(Dataset rows)
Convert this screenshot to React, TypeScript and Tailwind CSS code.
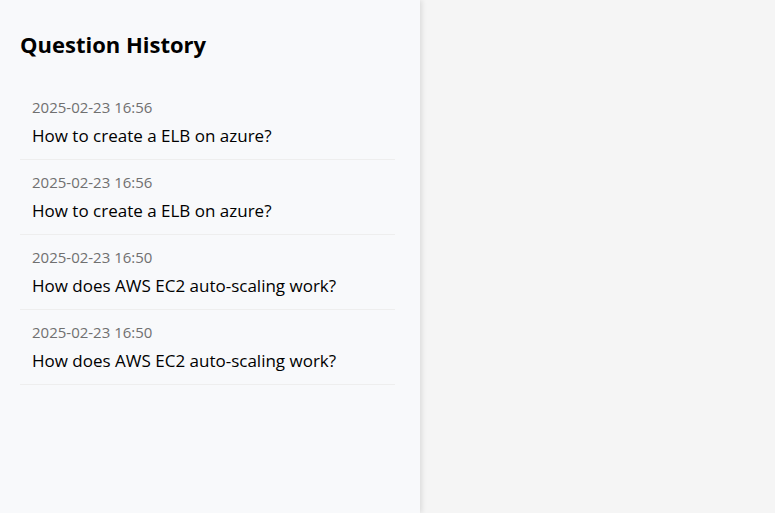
const history = [
  { time: "2025-02-23 16:56", question: "How to create a ELB on azure?" },
  { time: "2025-02-23 16:56", question: "How to create a ELB on azure?" },
  { time: "2025-02-23 16:50", question: "How does AWS EC2 auto-scaling work?" },
  { time: "2025-02-23 16:50", question: "How does AWS EC2 auto-scaling work?" },
];

export default function App() {
  return (
    <div className="flex min-h-screen bg-[#f5f5f5] font-['Open_Sans',sans-serif] text-black">
      <aside className="w-[420px] shrink-0 bg-[#f8f9fb] py-7 pr-[25px] pl-5 shadow-[2px_0_5px_rgba(0,0,0,0.1)]">
        <h2 className="text-[22px] leading-8 font-bold">Question History</h2>
        <ul className="mt-[25px]">
          {history.map((item, index) => (
            <li key={index} className="border-b border-[#eeeeee] px-3 pt-[11px] pb-[11px]">
              <time className="block text-[15px] leading-[22px] text-[#707070]">{item.time}</time>
              <p className="mt-[5px] text-[17px] leading-[25px]">{item.question}</p>
            </li>
          ))}
        </ul>
      </aside>
      <main className="flex-1" />
    </div>
  );
}
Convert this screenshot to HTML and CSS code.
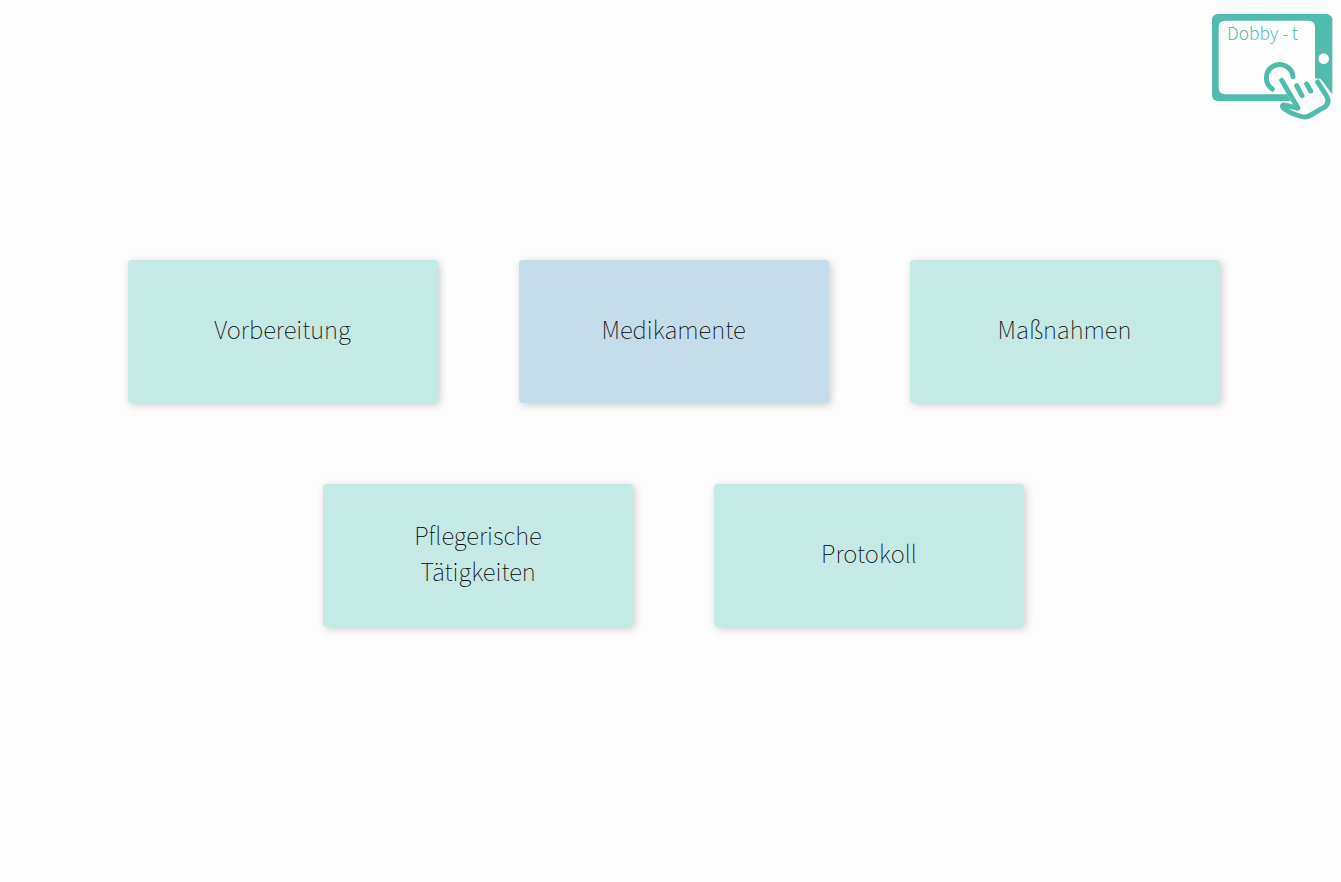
FILE: index.html
```html
<!DOCTYPE html>
<html lang="de">
<head>
  <meta charset="utf-8">
  <meta name="viewport" content="width=device-width, initial-scale=1">
  <title>Dobby - t</title>
  <link rel="stylesheet" href="styles.css">
</head>
<body>
  <header class="brand">
    <svg class="logo" viewBox="30 24 366 324" role="img" aria-label="Dobby - t">
      <rect class="logo-fill" x="33" y="27" width="361" height="261" rx="17"/>
      <rect class="logo-paper" x="53" y="47" width="289" height="221" rx="18"/>
      <circle class="logo-paper" cx="368" cy="161" r="16"/>
      <path class="logo-halo" d="M242 226 L288 243 L317 234 L345 227 Q353 225 358 232 L390 278 Q394 292 384 302 L314 342 L246 306 L262 297 L280 292 Z"/>
      <path class="logo-paper" d="M342 222 H358 L397 272 V300 H342 Z"/>
      <path class="logo-line" d="M214 252 A40 40 0 1 1 276 215"/>
      <path class="logo-line" d="M242 226 L291 309 Q288 311 279 307 L256 301 Q246 299 244 303 Q245 309 254 314 Q266 323 287 330 L303 335 Q314 338 324 333 L368 308 Q379 302 381 289 Q381 280 376 272 L350 231"/>
      <path class="logo-line" d="M287 242 L303 272 M317 237 L329 258"/>
      <text class="logo-text" x="78" y="105">Dobby - t</text>
    </svg>
  </header>
  <main class="page">
    <nav class="menu" aria-label="Hauptmenü">
      <button class="card" type="button">Vorbereitung</button>
      <button class="card card-blue" type="button">Medikamente</button>
      <button class="card" type="button">Maßnahmen</button>
      <button class="card" type="button">Pflegerische<br>Tätigkeiten</button>
      <button class="card" type="button">Protokoll</button>
    </nav>
  </main>
</body>
</html>
```

FILE: styles.css
```css
* {
  box-sizing: border-box;
}

body {
  margin: 0;
  background: #fdfdfd;
  color: #000;
  font-family: "Noto Sans CJK SC", "Noto Sans", sans-serif;
  font-weight: 100;
}

.brand {
  position: absolute;
  top: 13px;
  right: 8px;
}

.logo {
  display: block;
  width: 122px;
  height: 108px;
}

.logo-fill {
  fill: #50bdac;
}

.logo-paper {
  fill: #fdfdfd;
}

.logo-halo {
  fill: #fdfdfd;
  stroke: #fdfdfd;
  stroke-width: 14px;
  stroke-linejoin: round;
}

.logo-line {
  fill: none;
  stroke: #50bdac;
  stroke-width: 15px;
  stroke-linecap: round;
  stroke-linejoin: round;
}

.logo-text {
  fill: #50bdac;
  font-size: 52px;
  font-weight: 300;
}

.page {
  display: flex;
  min-height: 100vh;
  align-items: center;
  justify-content: center;
  padding: 5px 0 0 6px;
}

.menu {
  display: flex;
  flex-wrap: wrap;
  justify-content: center;
  gap: 81px;
  max-width: 1200px;
}

.card {
  width: 310px;
  min-height: 143px;
  padding: 14px 16px 20px;
  border: 0;
  border-radius: 4px;
  background: #c5e9e4;
  box-shadow: 2px 2px 8px rgba(0, 0, 0, 0.2);
  color: inherit;
  font: inherit;
  font-size: 24px;
  line-height: 36px;
  cursor: pointer;
}

.card-blue {
  background: #c5ddea;
}
```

▶ Given request: Say how many lines in the records hold "this", with the number as the whole reply.

▶ In response: 2